Aim
Within the data below, state how many lines contain the string "image". Provide the number only.

Stored data
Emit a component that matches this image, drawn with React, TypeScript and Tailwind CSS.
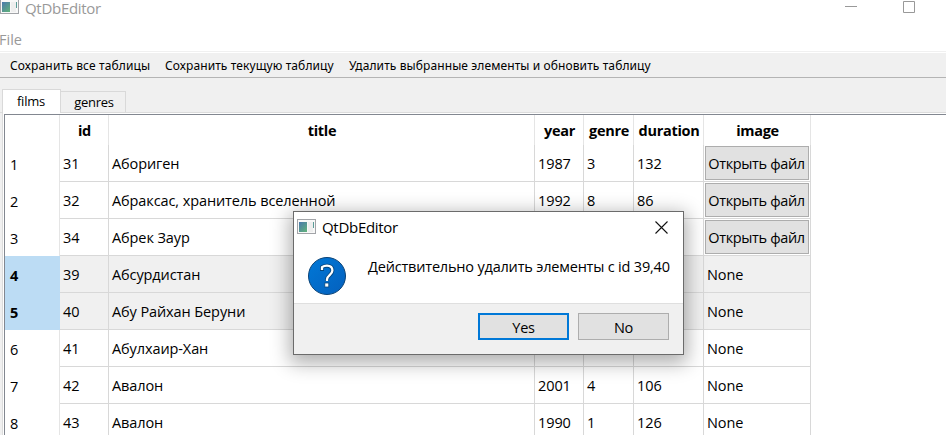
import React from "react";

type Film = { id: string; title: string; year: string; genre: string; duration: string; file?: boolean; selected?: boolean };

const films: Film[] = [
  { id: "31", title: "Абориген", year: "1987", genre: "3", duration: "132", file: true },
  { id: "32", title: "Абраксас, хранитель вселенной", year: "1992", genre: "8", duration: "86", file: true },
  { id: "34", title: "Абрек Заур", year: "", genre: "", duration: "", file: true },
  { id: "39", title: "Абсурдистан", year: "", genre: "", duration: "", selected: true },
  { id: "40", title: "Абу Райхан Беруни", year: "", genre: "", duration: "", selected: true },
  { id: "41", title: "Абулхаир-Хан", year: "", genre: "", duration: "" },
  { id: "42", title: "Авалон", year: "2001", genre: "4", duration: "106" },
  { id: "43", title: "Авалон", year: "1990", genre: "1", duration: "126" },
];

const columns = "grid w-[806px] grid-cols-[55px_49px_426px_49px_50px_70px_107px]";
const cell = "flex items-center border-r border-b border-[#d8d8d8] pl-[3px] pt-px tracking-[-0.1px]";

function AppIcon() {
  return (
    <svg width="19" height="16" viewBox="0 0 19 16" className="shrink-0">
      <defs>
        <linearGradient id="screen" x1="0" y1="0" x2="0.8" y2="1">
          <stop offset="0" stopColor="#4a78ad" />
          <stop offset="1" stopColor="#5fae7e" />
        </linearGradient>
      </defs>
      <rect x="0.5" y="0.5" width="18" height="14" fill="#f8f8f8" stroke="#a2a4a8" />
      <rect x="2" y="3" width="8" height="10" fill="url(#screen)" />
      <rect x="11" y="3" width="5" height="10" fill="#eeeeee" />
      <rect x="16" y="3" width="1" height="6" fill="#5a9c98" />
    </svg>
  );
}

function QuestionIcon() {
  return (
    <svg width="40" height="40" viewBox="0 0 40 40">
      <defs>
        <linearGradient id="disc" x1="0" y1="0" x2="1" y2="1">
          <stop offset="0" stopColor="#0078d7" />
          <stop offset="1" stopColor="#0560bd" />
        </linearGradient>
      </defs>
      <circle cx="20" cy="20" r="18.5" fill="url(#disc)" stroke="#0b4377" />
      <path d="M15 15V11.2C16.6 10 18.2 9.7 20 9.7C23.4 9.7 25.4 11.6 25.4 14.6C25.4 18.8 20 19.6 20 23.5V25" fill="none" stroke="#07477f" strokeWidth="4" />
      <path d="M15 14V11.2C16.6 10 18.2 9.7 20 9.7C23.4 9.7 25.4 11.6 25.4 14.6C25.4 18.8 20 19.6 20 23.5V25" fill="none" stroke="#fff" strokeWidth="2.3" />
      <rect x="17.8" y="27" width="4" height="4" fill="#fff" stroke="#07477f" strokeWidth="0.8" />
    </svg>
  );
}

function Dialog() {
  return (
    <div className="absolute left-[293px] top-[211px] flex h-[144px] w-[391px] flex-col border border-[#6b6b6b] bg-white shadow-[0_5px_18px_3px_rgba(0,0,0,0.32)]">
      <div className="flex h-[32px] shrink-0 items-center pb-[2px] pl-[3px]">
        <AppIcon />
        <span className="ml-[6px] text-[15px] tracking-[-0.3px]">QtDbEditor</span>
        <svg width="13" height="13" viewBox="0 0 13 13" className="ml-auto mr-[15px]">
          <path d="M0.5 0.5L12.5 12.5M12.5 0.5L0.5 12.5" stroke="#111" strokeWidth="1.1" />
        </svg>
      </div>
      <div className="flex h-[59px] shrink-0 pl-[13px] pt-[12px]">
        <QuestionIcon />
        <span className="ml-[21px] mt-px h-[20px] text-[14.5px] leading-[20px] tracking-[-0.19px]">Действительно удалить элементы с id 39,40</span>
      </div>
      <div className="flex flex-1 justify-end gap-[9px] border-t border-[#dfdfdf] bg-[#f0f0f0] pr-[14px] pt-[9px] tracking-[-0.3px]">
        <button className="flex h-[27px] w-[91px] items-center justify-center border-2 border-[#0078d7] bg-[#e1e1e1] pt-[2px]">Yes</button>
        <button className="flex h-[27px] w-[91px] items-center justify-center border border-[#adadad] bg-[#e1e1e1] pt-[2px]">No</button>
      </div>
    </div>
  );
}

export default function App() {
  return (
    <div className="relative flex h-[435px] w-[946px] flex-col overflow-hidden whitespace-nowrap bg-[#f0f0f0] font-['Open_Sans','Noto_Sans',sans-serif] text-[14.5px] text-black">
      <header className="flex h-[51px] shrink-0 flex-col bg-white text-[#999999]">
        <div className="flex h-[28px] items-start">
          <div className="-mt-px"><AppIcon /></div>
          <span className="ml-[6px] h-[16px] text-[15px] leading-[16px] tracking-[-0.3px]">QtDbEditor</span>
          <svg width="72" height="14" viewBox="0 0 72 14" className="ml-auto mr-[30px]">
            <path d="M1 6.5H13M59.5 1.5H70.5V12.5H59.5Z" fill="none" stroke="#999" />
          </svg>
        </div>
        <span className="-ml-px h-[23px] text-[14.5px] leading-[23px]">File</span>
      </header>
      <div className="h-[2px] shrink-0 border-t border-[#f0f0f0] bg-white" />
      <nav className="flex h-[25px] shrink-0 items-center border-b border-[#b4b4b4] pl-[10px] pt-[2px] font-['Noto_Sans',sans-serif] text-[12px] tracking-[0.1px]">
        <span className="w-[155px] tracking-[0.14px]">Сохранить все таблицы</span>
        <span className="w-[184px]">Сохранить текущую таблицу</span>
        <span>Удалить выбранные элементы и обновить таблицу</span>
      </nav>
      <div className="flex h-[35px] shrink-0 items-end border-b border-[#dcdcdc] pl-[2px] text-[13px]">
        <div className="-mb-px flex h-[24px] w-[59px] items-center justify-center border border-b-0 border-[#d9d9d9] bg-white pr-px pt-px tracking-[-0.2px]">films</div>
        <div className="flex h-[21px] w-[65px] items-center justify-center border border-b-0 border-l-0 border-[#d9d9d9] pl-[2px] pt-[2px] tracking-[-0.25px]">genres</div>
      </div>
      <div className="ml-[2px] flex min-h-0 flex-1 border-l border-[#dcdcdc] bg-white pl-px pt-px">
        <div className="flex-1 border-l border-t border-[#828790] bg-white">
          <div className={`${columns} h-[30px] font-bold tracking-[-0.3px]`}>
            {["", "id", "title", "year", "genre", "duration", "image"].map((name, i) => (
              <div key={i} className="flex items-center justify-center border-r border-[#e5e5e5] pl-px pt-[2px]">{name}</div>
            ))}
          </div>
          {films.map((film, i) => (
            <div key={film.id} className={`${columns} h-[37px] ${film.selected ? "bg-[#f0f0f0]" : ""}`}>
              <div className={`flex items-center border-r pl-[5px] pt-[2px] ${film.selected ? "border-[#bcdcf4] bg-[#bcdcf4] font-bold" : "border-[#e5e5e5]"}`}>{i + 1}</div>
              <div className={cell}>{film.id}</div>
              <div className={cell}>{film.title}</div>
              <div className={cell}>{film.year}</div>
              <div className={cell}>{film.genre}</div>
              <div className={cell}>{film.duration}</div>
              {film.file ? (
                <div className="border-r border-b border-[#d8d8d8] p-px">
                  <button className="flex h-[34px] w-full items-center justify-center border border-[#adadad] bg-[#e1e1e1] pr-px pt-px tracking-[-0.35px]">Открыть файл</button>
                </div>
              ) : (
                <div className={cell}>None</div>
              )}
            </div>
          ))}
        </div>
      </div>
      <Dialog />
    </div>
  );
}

Task answer
2